* Goal: From the first line of the entries below through the line bearing "string; rows: string[]", write out each line exactly. Omit pictures.

---------- Source data

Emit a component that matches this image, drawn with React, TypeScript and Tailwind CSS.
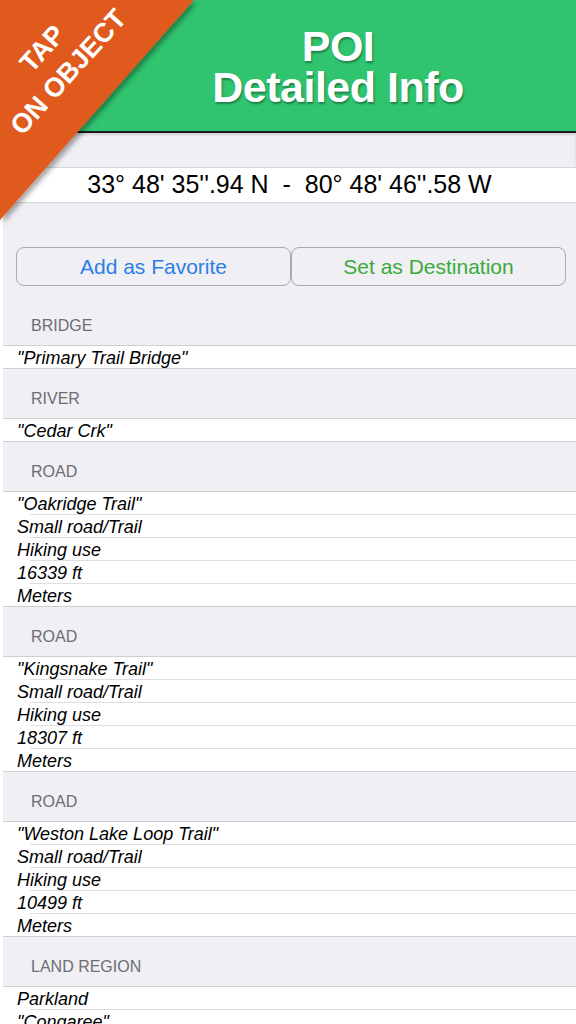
import React from "react";

type Section = { title: string; rows: string[] };

const sections: Section[] = [
  { title: "BRIDGE", rows: ['"Primary Trail Bridge"'] },
  { title: "RIVER", rows: ['"Cedar Crk"'] },
  { title: "ROAD", rows: ['"Oakridge Trail"', "Small road/Trail", "Hiking use", "16339 ft", "Meters"] },
  { title: "ROAD", rows: ['"Kingsnake Trail"', "Small road/Trail", "Hiking use", "18307 ft", "Meters"] },
  { title: "ROAD", rows: ['"Weston Lake Loop Trail"', "Small road/Trail", "Hiking use", "10499 ft", "Meters"] },
  { title: "LAND REGION", rows: ["Parkland", '"Congaree"', "National Park"] },
];

function Ribbon() {
  return (
    <div className="absolute left-0 top-0 z-10 pointer-events-none">
      <svg width="230" height="250" viewBox="0 0 230 250">
        <defs>
          <filter id="rs" x="-20%" y="-20%" width="150%" height="150%">
            <feDropShadow dx="3" dy="3" stdDeviation="2.5" floodColor="#000" floodOpacity="0.35" />
          </filter>
        </defs>
        <polygon points="0,0 194,0 0,220" fill="#df5a1f" filter="url(#rs)" />
        <g transform="translate(55,60) rotate(-48)">
          <text
            x="0"
            y="-17"
            textAnchor="middle"
            dominantBaseline="central"
            fill="#ffffff"
            fontFamily="'Liberation Sans', Arial, sans-serif"
            fontWeight="700"
            fontSize="27"
          >
            TAP
          </text>
          <text
            x="0"
            y="18"
            textAnchor="middle"
            dominantBaseline="central"
            fill="#ffffff"
            fontFamily="'Liberation Sans', Arial, sans-serif"
            fontWeight="700"
            fontSize="27"
          >
            ON OBJECT
          </text>
        </g>
      </svg>
    </div>
  );
}

export default function App() {
  return (
    <div className="relative w-[576px] h-[1024px] overflow-hidden bg-white font-['Liberation_Sans',Arial,sans-serif]">
      <Ribbon />
      <div className="h-[131px] bg-[#30c46f] flex flex-col items-center justify-center pl-[100px] pt-[2px]">
        <div className="text-white font-bold text-[43px] leading-[41px] text-center [text-shadow:1px_2px_2px_rgba(0,0,0,0.35)] tracking-[-0.5px]">
          POI
        </div>
        <div className="text-white font-bold text-[43px] leading-[41px] text-center [text-shadow:1px_2px_2px_rgba(0,0,0,0.35)] tracking-[-0.5px]">
          Detailed Info
        </div>
      </div>
      <div className="h-[2px] bg-[#1c1c1c]" />
      <div className="pl-[3px]">
        <div className="bg-[#efeff4] h-[34px] [box-shadow:inset_0_2px_3px_rgba(0,0,0,0.12)]" />
        <div className="h-[36px] bg-white border-y border-[#d6d6da] flex items-center justify-center text-[25px] text-black whitespace-pre">
          {"33° 48' 35''.94 N  -  80° 48' 46''.58 W"}
        </div>
        <div className="bg-[#efeff4] pt-[44px] pb-[10px] pl-[13px] pr-[10px]">
          <div className="flex h-[39px]">
            <button className="flex-1 rounded-[8px] border border-[#a9a9ae] text-[21px] text-[#2b7fe4] flex items-center justify-center">
              Add as Favorite
            </button>
            <button className="flex-1 rounded-[8px] border border-[#a9a9ae] text-[21px] text-[#3aab3c] flex items-center justify-center">
              Set as Destination
            </button>
          </div>
        </div>
        {sections.map((s, i) => (
          <div key={i}>
            <div className="h-[50px] bg-[#efeff4] border-b border-[#cfcfd3] flex items-end pb-[9px] pl-[28px]">
              <span className="text-[16px] leading-[20px] text-[#6d6d72]">{s.title}</span>
            </div>
            <div className="bg-white border-b border-[#cfcfd3]">
              {s.rows.map((r, j) => (
                <div key={j}>
                  {j > 0 && <div className="ml-[27px] h-px bg-[#dedee2]" />}
                  <div className="h-[22px] leading-[22px] pt-[1px] pl-[14px] italic text-[18px] text-black">{r}</div>
                </div>
              ))}
            </div>
          </div>
        ))}
      </div>
    </div>
  );
}
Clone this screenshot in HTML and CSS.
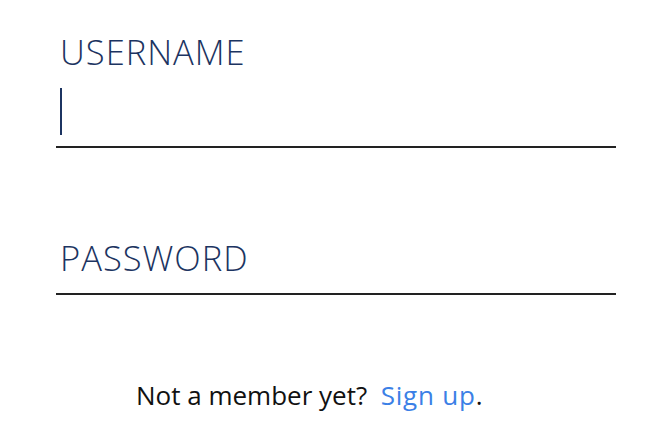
FILE: index.html
```html
<!DOCTYPE html>
<html>
<head>
<meta charset="utf-8">
<link rel="stylesheet" href="styles.css">
</head>
<body>
<form class="login">
  <div class="field">
    <label class="label">USERNAME</label>
    <div class="input"><span class="caret"></span></div>
  </div>
  <div class="field field-pass">
    <label class="label">PASSWORD</label>
    <div class="input input-pass"></div>
  </div>
  <p class="signup">Not a member yet?&nbsp; <a class="link" href="#">Sign up</a>.</p>
</form>
</body>
</html>
```
FILE: styles.css
```css
html, body {
  margin: 0;
  padding: 0;
  background: #ffffff;
}
body {
  width: 664px;
  height: 424px;
  overflow: hidden;
  font-family: "Open Sans", "Liberation Sans", sans-serif;
}
.login {
  display: flex;
  flex-direction: column;
  padding: 30px 48px 0 56px;
}
.field {
  display: flex;
  flex-direction: column;
}
.label {
  font-size: 34.5px;
  font-weight: 300;
  color: #1c3461;
  line-height: 44px;
  padding-left: 4px;
  letter-spacing: 1px;
}
.input {
  height: 72px;
  border-bottom: 2px solid #222222;
  display: flex;
  align-items: flex-start;
  padding-left: 4px;
}
.caret {
  width: 2px;
  height: 47px;
  margin-top: 14px;
  background: #1c3461;
}
.field-pass {
  margin-top: 88px;
}
.input-pass {
  height: 13px;
}
.signup {
  margin: 82px 0 0 80px;
  font-size: 26px;
  color: #111111;
}
.link {
  color: #3b80e6;
  text-decoration: none;
  letter-spacing: 0.8px;
}
```
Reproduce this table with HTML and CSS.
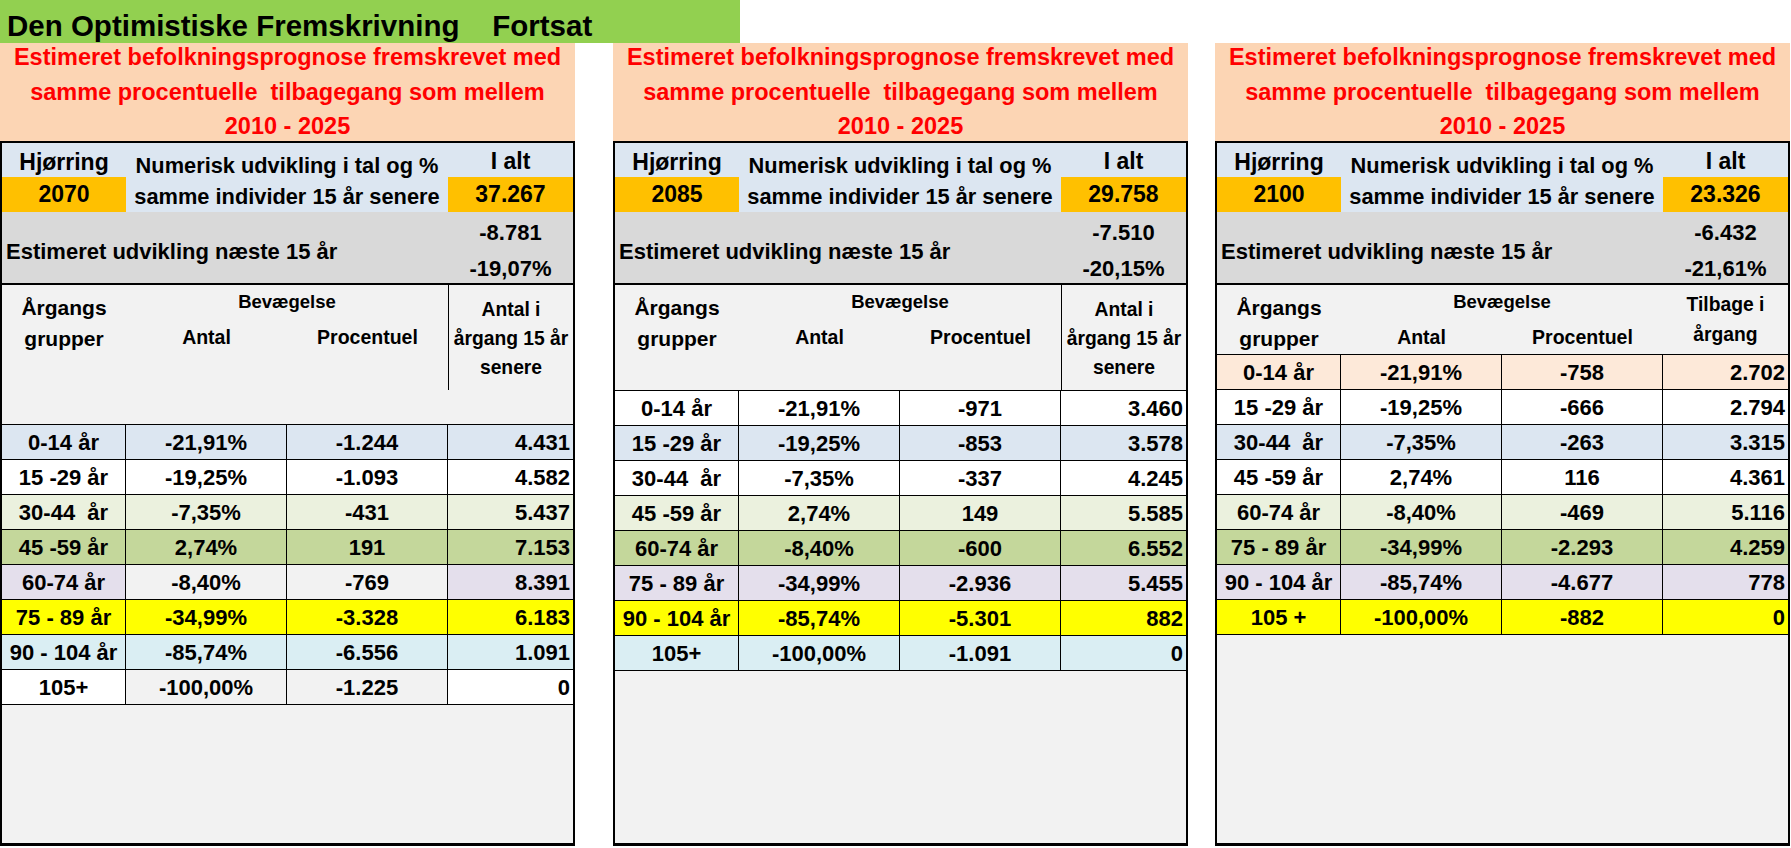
FILE: index.html
```html
<!DOCTYPE html>
<html lang="da">
<head>
<meta charset="utf-8">
<title>Den Optimistiske Fremskrivning Fortsat</title>
<link rel="stylesheet" href="styles.css">
</head>
<body>
<div class="titlebar">Den Optimistiske Fremskrivning&nbsp;&nbsp;&nbsp; Fortsat</div>
<div class="panels">

  <section class="panel">
    <div class="prognose"><p>Estimeret befolkningsprognose fremskrevet med<br>samme procentuelle&nbsp; tilbagegang som mellem<br>2010 - 2025</p></div>
    <div class="box">
      <div class="top">
        <div class="c-kom">Hjørring</div>
        <div class="c-num">Numerisk udvikling i tal og %<br>samme individer 15 år senere</div>
        <div class="c-ialt">I alt</div>
        <div class="c-year">2070</div>
        <div class="c-total">37.267</div>
      </div>
      <div class="estimate">
        <div class="est-label">Estimeret udvikling næste 15 år</div>
        <div class="est-values">-8.781<br>-19,07%</div>
      </div>
      <div class="colhead colhead-l">
        <div class="h-group">Årgangs<br>grupper</div>
        <div class="h-move"><div class="h-move-title">Bevægelse</div><div class="h-move-sub"><span>Antal</span><span>Procentuel</span></div></div>
        <div class="h-last h-last-line">Antal i<br>årgang 15 år<br>senere</div>
      </div>
      <div class="rows">
        <div class="row blue"><div>0-14 år</div><div>-21,91%</div><div>-1.244</div><div>4.431</div></div>
        <div class="row white"><div>15 -29 år</div><div>-19,25%</div><div>-1.093</div><div>4.582</div></div>
        <div class="row lgreen"><div>30-44&nbsp; år</div><div>-7,35%</div><div>-431</div><div>5.437</div></div>
        <div class="row green"><div>45 -59 år</div><div>2,74%</div><div>191</div><div>7.153</div></div>
        <div class="row lav"><div>60-74 år</div><div class="grey">-8,40%</div><div class="grey">-769</div><div>8.391</div></div>
        <div class="row yellow"><div>75 - 89 år</div><div>-34,99%</div><div>-3.328</div><div>6.183</div></div>
        <div class="row cyan"><div>90 - 104 år</div><div>-85,74%</div><div>-6.556</div><div>1.091</div></div>
        <div class="row white"><div>105+</div><div class="grey">-100,00%</div><div class="grey">-1.225</div><div>0</div></div>
      </div>
    </div>
  </section>

  <section class="panel panel-2">
    <div class="prognose"><p>Estimeret befolkningsprognose fremskrevet med<br>samme procentuelle&nbsp; tilbagegang som mellem<br>2010 - 2025</p></div>
    <div class="box">
      <div class="top">
        <div class="c-kom">Hjørring</div>
        <div class="c-num">Numerisk udvikling i tal og %<br>samme individer 15 år senere</div>
        <div class="c-ialt">I alt</div>
        <div class="c-year">2085</div>
        <div class="c-total">29.758</div>
      </div>
      <div class="estimate">
        <div class="est-label">Estimeret udvikling næste 15 år</div>
        <div class="est-values">-7.510<br>-20,15%</div>
      </div>
      <div class="colhead colhead-m">
        <div class="h-group">Årgangs<br>grupper</div>
        <div class="h-move"><div class="h-move-title">Bevægelse</div><div class="h-move-sub"><span>Antal</span><span>Procentuel</span></div></div>
        <div class="h-last h-last-line">Antal i<br>årgang 15 år<br>senere</div>
      </div>
      <div class="rows">
        <div class="row white"><div>0-14 år</div><div>-21,91%</div><div>-971</div><div>3.460</div></div>
        <div class="row blue"><div>15 -29 år</div><div>-19,25%</div><div>-853</div><div>3.578</div></div>
        <div class="row white"><div>30-44&nbsp; år</div><div>-7,35%</div><div>-337</div><div>4.245</div></div>
        <div class="row lgreen"><div>45 -59 år</div><div>2,74%</div><div>149</div><div>5.585</div></div>
        <div class="row green"><div>60-74 år</div><div>-8,40%</div><div>-600</div><div>6.552</div></div>
        <div class="row lav"><div>75 - 89 år</div><div>-34,99%</div><div>-2.936</div><div>5.455</div></div>
        <div class="row yellow"><div>90 - 104 år</div><div>-85,74%</div><div>-5.301</div><div>882</div></div>
        <div class="row cyan"><div>105+</div><div>-100,00%</div><div>-1.091</div><div>0</div></div>
      </div>
    </div>
  </section>

  <section class="panel panel-3">
    <div class="prognose"><p>Estimeret befolkningsprognose fremskrevet med<br>samme procentuelle&nbsp; tilbagegang som mellem<br>2010 - 2025</p></div>
    <div class="box">
      <div class="top">
        <div class="c-kom">Hjørring</div>
        <div class="c-num">Numerisk udvikling i tal og %<br>samme individer 15 år senere</div>
        <div class="c-ialt">I alt</div>
        <div class="c-year">2100</div>
        <div class="c-total">23.326</div>
      </div>
      <div class="estimate">
        <div class="est-label">Estimeret udvikling næste 15 år</div>
        <div class="est-values">-6.432<br>-21,61%</div>
      </div>
      <div class="colhead colhead-s">
        <div class="h-group">Årgangs<br>grupper</div>
        <div class="h-move"><div class="h-move-title">Bevægelse</div><div class="h-move-sub"><span>Antal</span><span>Procentuel</span></div></div>
        <div class="h-last h-last-short">Tilbage i<br>årgang</div>
      </div>
      <div class="rows">
        <div class="row peach"><div>0-14 år</div><div>-21,91%</div><div>-758</div><div>2.702</div></div>
        <div class="row white"><div>15 -29 år</div><div>-19,25%</div><div>-666</div><div>2.794</div></div>
        <div class="row blue"><div>30-44&nbsp; år</div><div>-7,35%</div><div>-263</div><div>3.315</div></div>
        <div class="row white"><div>45 -59 år</div><div>2,74%</div><div>116</div><div>4.361</div></div>
        <div class="row lgreen"><div>60-74 år</div><div>-8,40%</div><div>-469</div><div>5.116</div></div>
        <div class="row green"><div>75 - 89 år</div><div>-34,99%</div><div>-2.293</div><div>4.259</div></div>
        <div class="row lav"><div>90 - 104 år</div><div>-85,74%</div><div>-4.677</div><div>778</div></div>
        <div class="row yellow"><div>105 +</div><div>-100,00%</div><div>-882</div><div>0</div></div>
      </div>
    </div>
  </section>

</div>
</body>
</html>
```

FILE: styles.css
```css
* { box-sizing: border-box; }

html, body {
  margin: 0;
  padding: 0;
  background: #ffffff;
}

body {
  font-family: "Liberation Sans", Arial, sans-serif;
  font-weight: bold;
  color: #000000;
  overflow: hidden;
}

.titlebar {
  width: 740px;
  height: 43px;
  background: #92d050;
  font-size: 29.5px;
  line-height: 51px;
  padding-left: 7px;
  white-space: nowrap;
}

.panels {
  display: flex;
  align-items: flex-start;
}

.panel {
  width: 575px;
  flex: 0 0 575px;
  display: flex;
  flex-direction: column;
}

.panel-2 { margin-left: 38px; }
.panel-3 { margin-left: 27px; }

.prognose {
  height: 98px;
  background: #fcd5b4;
  display: flex;
  align-items: center;
  justify-content: center;
}

.prognose p {
  margin: 0;
  color: #ff0000;
  font-size: 23.5px;
  line-height: 34.5px;
  text-align: center;
  white-space: nowrap;
}

.box {
  height: 705px;
  border: 2px solid #000000;
  border-bottom-width: 3px;
  background: #f2f2f2;
  display: flex;
  flex-direction: column;
}

/* top section */
.top {
  display: grid;
  grid-template-columns: 124px 322px 1fr;
  grid-template-rows: 34px 35px;
  background: #dce6f1;
  font-size: 23px;
  text-align: center;
}

.c-kom { grid-area: 1 / 1; line-height: 34px; padding-top: 2px; }
.c-ialt { grid-area: 1 / 3; line-height: 34px; padding-top: 1px; }
.c-year { grid-area: 2 / 1; background: #ffc000; line-height: 35px; }
.c-total { grid-area: 2 / 3; background: #ffc000; line-height: 35px; }
.c-num {
  grid-area: 1 / 2 / 3 / 3;
  font-size: 21.8px;
  line-height: 31px;
  padding-top: 7px;
  white-space: nowrap;
}

/* estimate */
.estimate {
  height: 73px;
  background: #d9d9d9;
  border-bottom: 2px solid #000000;
  display: grid;
  grid-template-columns: 1fr 125px;
  align-items: center;
  font-size: 22px;
}

.est-label {
  padding-left: 4px;
  padding-top: 5px;
  line-height: 30px;
  white-space: nowrap;
}

.est-values {
  text-align: center;
  line-height: 36px;
  padding-top: 3px;
}

/* column head */
.colhead {
  display: grid;
  grid-template-columns: 124px 322px 1fr;
  align-items: start;
}

.colhead-l { height: 139px; }
.colhead-m { height: 105px; }
.colhead-s { height: 69px; }

.h-group {
  font-size: 21px;
  line-height: 31px;
  padding-top: 7px;
  text-align: center;
}

.h-move { text-align: center; }

.h-move-title {
  font-size: 18.5px;
  line-height: 34px;
}

.h-move-sub {
  display: grid;
  grid-template-columns: 1fr 1fr;
  font-size: 19.5px;
  line-height: 36px;
}

.h-last {
  font-size: 19.3px;
  text-align: center;
  white-space: nowrap;
}

.h-last-line {
  height: 105px;
  border-left: 1px solid #000000;
  line-height: 29px;
  padding-top: 10px;
}

.h-last-short {
  line-height: 30px;
  padding-top: 5px;
}

/* data rows */
.rows {
  border-top: 1px solid #000000;
}

.row {
  display: grid;
  grid-template-columns: 124px 161px 161px 1fr;
  height: 35px;
  border-bottom: 1px solid #000000;
  font-size: 22px;
}

.row > div {
  line-height: 32px;
  padding-top: 2px;
  text-align: center;
  white-space: nowrap;
  border-right: 1px solid #000000;
}

.row > div:last-child {
  border-right: none;
  text-align: right;
  padding-right: 3px;
}

.row.white { background: #ffffff; }
.row.blue { background: #dce6f1; }
.row.lgreen { background: #ebf1de; }
.row.green { background: #c4d79b; }
.row.lav { background: #e4dfec; }
.row.yellow { background: #ffff00; }
.row.cyan { background: #daeef3; }
.row.peach { background: #fde9d9; }
.row > .grey { background: #f2f2f2; }
```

--------------------

* Exercise answer:
Emit a component that matches this image, drawn with React, TypeScript and Tailwind CSS.
import React from "react";

type Section = { title: string; rows: string[] };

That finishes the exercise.